Je l’ai vu glisser des salons dans les coulisses des petits théâtres, venir s’asseoir sur une banquette du foyer des Variétés ou des Bouffes-Parisiens, conter non-chalamment fleurette à la première venue, en demandant, comme dans les Marrons du feu :

Est-ce la Monauteuil, ce soir, qui fait la reine ?

La vérité est que Prévost-Paradol était en train de tourner insensiblement à l’Alfred de Musset, — un Alfred de Musset encore un peu raide, un peu gauche, — lorsque le funeste caprice lui passa par la tête de traiter avec le gouvernement et d’en accepter une ambassade.

On sait le reste : à peine avait-il foulé le sol américain qu’il se faisait sauter la cervelle.

Le malheureux laissait un enfant en bas âge.

On est en droit de se montrer sévère pour Prévost-Paradol.

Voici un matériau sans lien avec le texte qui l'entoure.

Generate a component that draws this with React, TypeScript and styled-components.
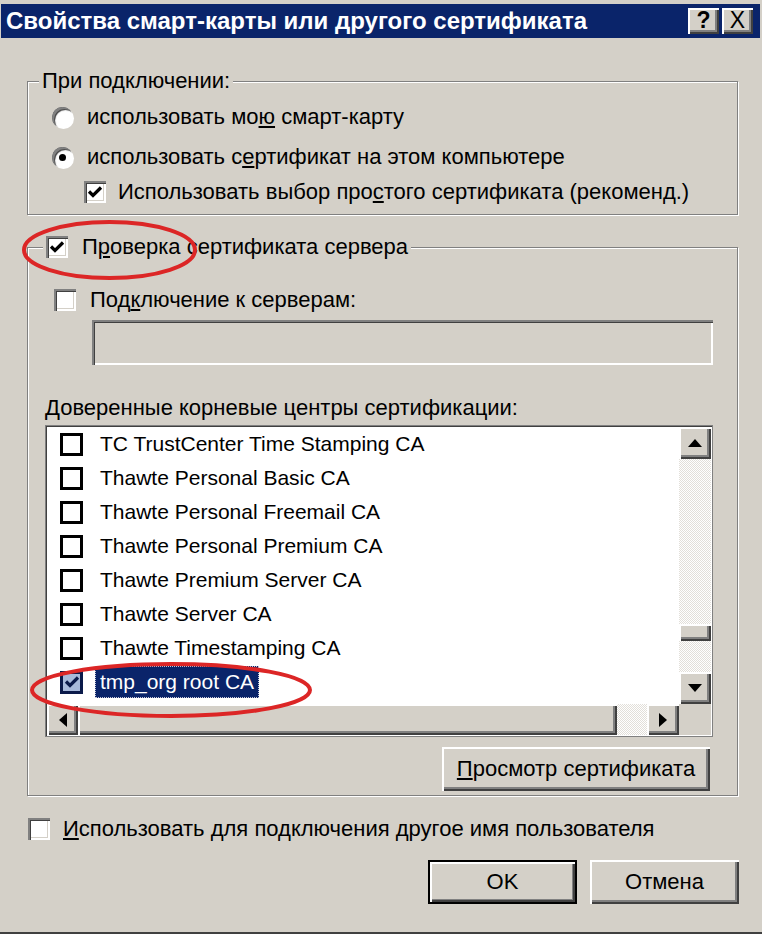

Et dire que, quelques années auparavant, il avait composé un mémoire intitulé : — Du Rôle de la famille dans l’éducation, mémoire couronné par l’Académie des sciences morales et politiques !

Du Rôle de la famille !

Devait-il donc oublier ce rôle si vite en un jour d’effrayant délire ?

Prévost-Paradol a été deux fois coupable, comme homme et comme père. On peut dire que c’est lui qui a tué son enfant.